The Bias Head
The Bias Head
Standard fairness audits quantify that a model is biased. They don’t say where. A mechanistic fairness audit — combining projected residual-stream decomposition, zero-shot Concept Activation Vectors, and bias-augmented TextSpan analysis — locates demographic bias at individual attention heads in CLIP’s vision encoder.
The bias concentrates in terminal-layer heads. Four attention heads in the final layers of ViT-L-14, when ablated, reduce global gender bias. One single head accounts for most of the bias reduction in the most stereotyped profession classes: ablating it drops Cramer’s V from 0.381 to 0.362 while slightly improving accuracy (+0.42%). The bias was not distributed across the network — it was concentrated in a component that could be removed without performance cost.
Age bias tells a different story.
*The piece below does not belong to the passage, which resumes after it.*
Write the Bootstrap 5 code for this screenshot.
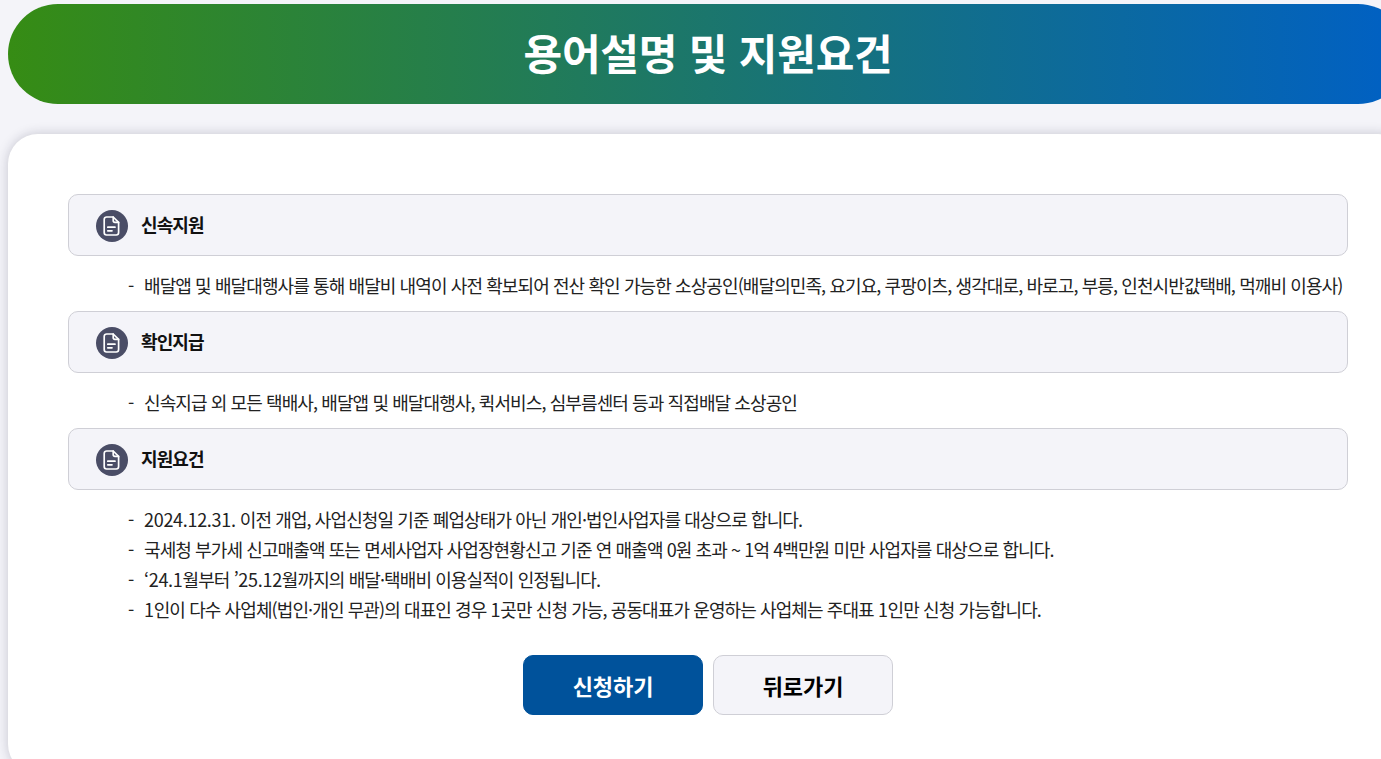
<!DOCTYPE html>
<html lang="ko">
<head>
<meta charset="utf-8">
<title>용어설명 및 지원요건</title>
<link href="https://cdn.jsdelivr.net/npm/bootstrap@5.3.0/dist/css/bootstrap.min.css" rel="stylesheet">
<style>
html,body{height:759px;overflow:hidden}
body{background:#f4f4f9;font-family:"Noto Sans CJK KR","Noto Sans",sans-serif;color:#1a1a1a}
.page-wrap{padding:4px 0 0 8px;width:1408px}
.hero{height:100px;border-radius:50px;background:linear-gradient(90deg,#368c14,#0060c5);color:#fff;font-size:42px;font-weight:700;letter-spacing:-.2px;line-height:96px;margin:0}
.sheet{background:#fff;border-radius:30px;margin-top:30px;padding:60px 60px 0 60px;height:640px;box-shadow:0 0 12px rgba(30,30,60,.22)}
.term-box{height:62px;background:#f4f4f9;border:1px solid #cfcfd6;border-radius:10px;padding-left:27px;gap:13px}
.term-icon{width:32px;height:32px;border-radius:50%;background:#4a4d66;flex:none;margin-top:1px}
.term-title{font-size:18px;font-weight:700;letter-spacing:-.9px;margin:0;color:#111}
.term-list{list-style:none;margin:0;padding:14px 0 11px 60px;font-size:18px;letter-spacing:-.9px;line-height:30px;white-space:nowrap;color:#222}
.term-list li::before{content:"-";display:inline-block;width:16px}
.num{letter-spacing:-.3px}
.action-row{gap:10px;margin-top:20px}
.action{width:180px;height:60px;border-radius:10px;font-size:22px;font-weight:700;letter-spacing:-.1px;padding:0}
.action-main{background:#00529b;border:1px solid #00529b;color:#fff}
.action-sub{background:#f4f4f9;border:1px solid #cfcfd6;color:#000}
</style>
</head>
<body>
<div class="page-wrap">
  <h1 class="hero text-center">용어설명 및 지원요건</h1>
  <main class="sheet">
    <section>
      <div class="term-box d-flex align-items-center">
        <span class="term-icon d-flex align-items-center justify-content-center"><svg width="24" height="24" viewBox="0 0 20 20" fill="none" stroke="#fff" stroke-width="1.4" stroke-linejoin="round" stroke-linecap="round"><path d="M5.5 2.500h5.500l4.500 4.500v8.500a2 2 0 0 1-2 2h-8a2 2 0 0 1-2-2v-11a2 2 0 0 1 2-2z"/><path d="M11 2.500v3a1.500 1.500 0 0 0 1.500 1.500h3"/><path d="M6.500 11h6M6.500 14h3.500"/></svg></span>
        <h2 class="term-title">신속지원</h2>
      </div>
      <ul class="term-list">
        <li>배달앱 및 배달대행사를 통해 배달비 내역이 사전 확보되어 전산 확인 가능한 소상공인(배달의민족, 요기요, 쿠팡이츠, 생각대로, 바로고, 부릉, 인천시반값택배, 먹깨비 이용사)</li>
      </ul>
    </section>
    <section>
      <div class="term-box d-flex align-items-center">
        <span class="term-icon d-flex align-items-center justify-content-center"><svg width="24" height="24" viewBox="0 0 20 20" fill="none" stroke="#fff" stroke-width="1.4" stroke-linejoin="round" stroke-linecap="round"><path d="M5.5 2.500h5.500l4.500 4.500v8.500a2 2 0 0 1-2 2h-8a2 2 0 0 1-2-2v-11a2 2 0 0 1 2-2z"/><path d="M11 2.500v3a1.500 1.500 0 0 0 1.500 1.500h3"/><path d="M6.500 11h6M6.500 14h3.500"/></svg></span>
        <h2 class="term-title">확인지급</h2>
      </div>
      <ul class="term-list">
        <li>신속지급 외 모든 택배사, 배달앱 및 배달대행사, 퀵서비스, 심부름센터 등과 직접배달 소상공인</li>
      </ul>
    </section>
    <section>
      <div class="term-box d-flex align-items-center">
        <span class="term-icon d-flex align-items-center justify-content-center"><svg width="24" height="24" viewBox="0 0 20 20" fill="none" stroke="#fff" stroke-width="1.4" stroke-linejoin="round" stroke-linecap="round"><path d="M5.5 2.500h5.500l4.500 4.500v8.500a2 2 0 0 1-2 2h-8a2 2 0 0 1-2-2v-11a2 2 0 0 1 2-2z"/><path d="M11 2.500v3a1.500 1.500 0 0 0 1.500 1.500h3"/><path d="M6.500 11h6M6.500 14h3.500"/></svg></span>
        <h2 class="term-title">지원요건</h2>
      </div>
      <ul class="term-list">
        <li><span class="num">2024.12.31.</span> 이전 개업, 사업신청일 기준 폐업상태가 아닌 개인·법인사업자를 대상으로 합니다.</li>
        <li>국세청 부가세 신고매출액 또는 면세사업자 사업장현황신고 기준 연 매출액 0원 초과 ~ 1억 4백만원 미만 사업자를 대상으로 합니다.</li>
        <li><span class="num">‘24.1</span>월부터 <span class="num">’25.12</span>월까지의 배달·택배비 이용실적이 인정됩니다.</li>
        <li><span class="num">1</span>인이 다수 사업체(법인·개인 무관)의 대표인 경우 <span class="num">1</span>곳만 신청 가능, 공동대표가 운영하는 사업체는 주대표 <span class="num">1</span>인만 신청 가능합니다.</li>
      </ul>
    </section>
    <div class="d-flex justify-content-center action-row">
      <button type="button" class="btn action action-main">신청하기</button>
      <button type="button" class="btn action action-sub">뒤로가기</button>
    </div>
  </main>
</div>
<script src="https://cdn.jsdelivr.net/npm/bootstrap@5.3.0/dist/js/bootstrap.bundle.min.js"></script>
</body>
</html>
The same pipeline identifies candidate heads, but ablation effects are weaker and less consistent. Age bias is encoded more diffusely than gender bias in this model — no single head carries it.
The through-claim: different biases have different architectures. Gender bias in CLIP is focal — concentrated in identifiable components that can be surgically removed. Age bias is distributed — spread across the network in ways that resist localized intervention. This means there is no single “debiasing” technique that works for all demographic dimensions. The intervention must match the architecture of the bias, and the architecture varies by category. A mechanistic audit is necessary not just to confirm bias exists but to determine what kind of intervention is even possible.